Sun Xiaojiao is a Chinese former artistic gymnast. She is the 2001 World balance beam bronze medalist. She is also the 2002 World Cup Final and 2001 Goodwill Games balance beam champion. She won a gold medal in the team event at the 2002 Asian Games.

== Gymnastics career ==
Sun won the all-around bronze medal at the 1999 Canberra Cup behind Daniele Hypólito and Maria Zasypkina. At the 2000 International Team Championships, she helped China win the bronze medal behind the United States and Romania.

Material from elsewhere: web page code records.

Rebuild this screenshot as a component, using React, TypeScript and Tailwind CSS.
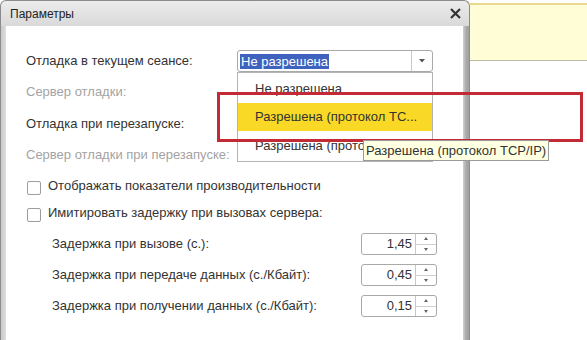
import { type FC } from "react";

const Combo: FC = () => (
	<div className="relative flex h-[22px] w-[196px] items-center rounded-[3px] border border-[#a9a9a9] bg-white">
		<div className="flex flex-1 items-center pl-[2px]">
			<span className="bg-[#3e62bd] px-[1px] leading-[15px] text-white">Не разрешена</span>
		</div>
		<div className="flex h-full w-[21px] items-center justify-center border-l border-[#c8c8c8]">
			<svg width="6" height="4" viewBox="0 0 6 4">
				<path d="M0 0H6L3 3.5Z" fill="#555" />
			</svg>
		</div>
	</div>
);

const Spin: FC<{ value: string }> = ({ value }) => (
	<div className="flex h-[22px] w-[76px] rounded-[3px] border border-[#a9a9a9] bg-white">
		<div className="flex flex-1 items-center justify-end pr-[3px] text-[#333]">{value}</div>
		<div className="flex w-[21px] flex-col border-l border-[#c8c8c8]">
			<div className="flex flex-1 items-center justify-center border-b border-[#d0d0d0]">
				<svg width="4" height="3" viewBox="0 0 4 3">
					<path d="M2 0L4 3H0Z" fill="#666" />
				</svg>
			</div>
			<div className="flex flex-1 items-center justify-center">
				<svg width="4" height="3" viewBox="0 0 4 3">
					<path d="M0 0H4L2 3Z" fill="#666" />
				</svg>
			</div>
		</div>
	</div>
);

const Checkbox: FC<{ label: string }> = ({ label }) => (
	<div className="flex h-[22px] items-center pl-[1px]">
		<div className="mr-[7px] mt-[3px] h-[14px] w-[14px] rounded-[2px] border border-[#9d9d9d] bg-white" />
		<span className="text-[#333]">{label}</span>
	</div>
);

const SpinRow: FC<{ label: string; value: string }> = ({ label, value }) => (
	<div className="mt-[9px] flex h-[22px] items-center pl-[26px]">
		<div className="w-[309px] text-[#333]">{label}</div>
		<Spin value={value} />
	</div>
);

export default function App() {
	return (
		<div className="relative flex h-[340px] w-[587px] overflow-hidden bg-white font-['Liberation_Sans',Arial,sans-serif] text-[13px]">
			{/* dialog */}
			<div className="flex h-full w-[470px] flex-col">
				<div className="flex h-[26px] items-center justify-between rounded-t-[6px] border-l border-t border-r border-[#8a8a8a] bg-gradient-to-b from-[#ececec] to-[#d9d9d9] pl-[9px] pr-[8px]">
					<span className="text-[12px] text-[#222]">Параметры</span>
					<svg width="11" height="11" viewBox="0 0 11 11">
						<path d="M1 1L10 10M10 1L1 10" stroke="#333" strokeWidth="2.2" />
					</svg>
				</div>
				<div className="flex flex-1">
					<div className="w-[6px] border-l border-[#8c8c8c] bg-gradient-to-r from-[#c9c9c9] to-[#dedede]" />
					<div className="flex flex-1 flex-col bg-white pl-[20px] pt-[24px]">
						<div className="flex h-[22px] items-center">
							<div className="w-[211px] text-[#333]">Отладка в текущем сеансе:</div>
							<Combo />
						</div>
						<div className="mt-[9px] flex h-[22px] items-center text-[#a3a3a3]">Сервер отладки:</div>
						<div className="mt-[10px] flex h-[22px] items-center text-[#333]">Отладка при перезапуске:</div>
						<div className="mt-[9px] flex h-[22px] items-center text-[#a3a3a3]">Сервер отладки при перезапуске:</div>
						<div className="mt-[9px]">
							<Checkbox label="Отображать показатели производительности" />
						</div>
						<div className="mt-[5px]">
							<Checkbox label="Имитировать задержку при вызовах сервера:" />
						</div>
						<SpinRow label="Задержка при вызове (с.):" value="1,45" />
						<SpinRow label="Задержка при передаче данных (с./Кбайт):" value="0,45" />
						<SpinRow label="Задержка при получении данных (с./Кбайт):" value="0,15" />
					</div>
					<div className="w-[7px] border-r border-[#8e8e8e] bg-gradient-to-r from-[#d2d2d2] via-[#ababab] to-[#a0a0a0]" />
				</div>
			</div>

			{/* right side */}
			<div className="flex-1 pt-[3px]">
				<div className="h-[58px] border-b border-t-2 border-b-[#bdb9a3] border-t-[#e9d98c] bg-[#fffdd6]" />
			</div>

			{/* dropdown list */}
			<div className="absolute left-[237px] top-[72px] flex h-[90px] w-[196px] flex-col border border-[#b4b4b4] bg-white py-[1px]">
				<div className="flex h-[29px] items-center pl-[17px] text-[#333]">Не разрешена</div>
				<div className="flex h-[29px] items-center bg-[#f9d926] pl-[17px] text-[#333]">Разрешена (протокол TC...</div>
				<div className="flex h-[29px] items-center pl-[17px] text-[#333]">
					<span className="w-[108px] overflow-hidden whitespace-nowrap">Разрешена (протокол HTTP)</span>
				</div>
			</div>

			{/* red highlight */}
			<div className="absolute left-[217px] top-[92px] h-[50px] w-[366px] border-[3px] border-[#c22a36]" />

			{/* tooltip */}
			<div className="absolute left-[363px] top-[140px] flex h-[21px] items-center border border-[#9a9a9a] bg-[#ffffe1] px-[2px] text-[#333]">
				Разрешена (протокол TCP/IP)
			</div>
		</div>
	);
}
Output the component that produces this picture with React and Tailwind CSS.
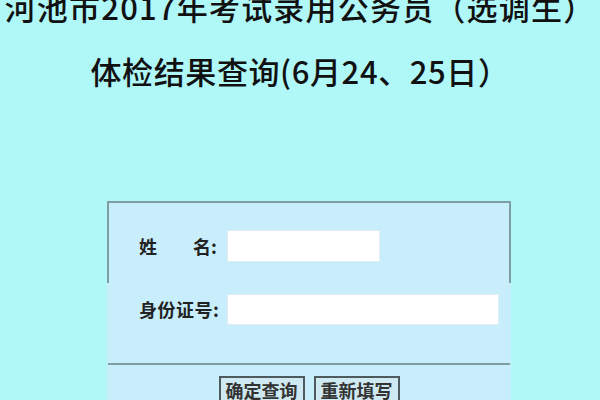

At the 2001 Paris World Cup, Sun won the balance beam gold medal and the uneven bars silver medal behind Verona van de Leur. She competed at the 2001 Goodwill Games and won the gold medal on the balance beam with a score of 9.662. She also finished sixth on the uneven bars. At the 2001 World Championships, she qualified for the all-around final and finished tenth. Then in the balance beam final, she won the bronze medal with a score of 9.575, behind Andreea Răducan and Ludmila Ezhova. She then won a gold medal on the balance beam at the 2001 Stuttgart World Cup.

Sun won the balance beam silver medal at the 2002 Li Ning Cup. She helped China win the team competition at the 2002 Asian Games. She did not qualify for any of the individual finals. She finished eighth in the all-around at the 2002 Chinese Championships. Then at the 2002 Glasgow World Cup, she won a bronze medal on the balance beam behind Răducan and teammate Zhang Nan. At the 2002 World Cup Final, she won the balance beam title. She finished fifth in the all-around at the 2002 Arthur Gander Memorial.

== Age discrepancies ==
Sun's official birth date for competition was listed as 18 December, 1984, which would make her old enough to compete as a senior in 2000. However, her age has been listed inconsistently elsewhere. A May 2000 profile by Sina Sports gave her birth date as 18 December, 1985; her current curriculum vitae states her birth date is May, 1986. A birth date in 1986 would have made her too young to compete as a senior at international competitions before 2002.

== Post-gymnastics career ==
Sun teaches courses related to gymnastics at the School of Physical Education at the Shanghai University of Sport.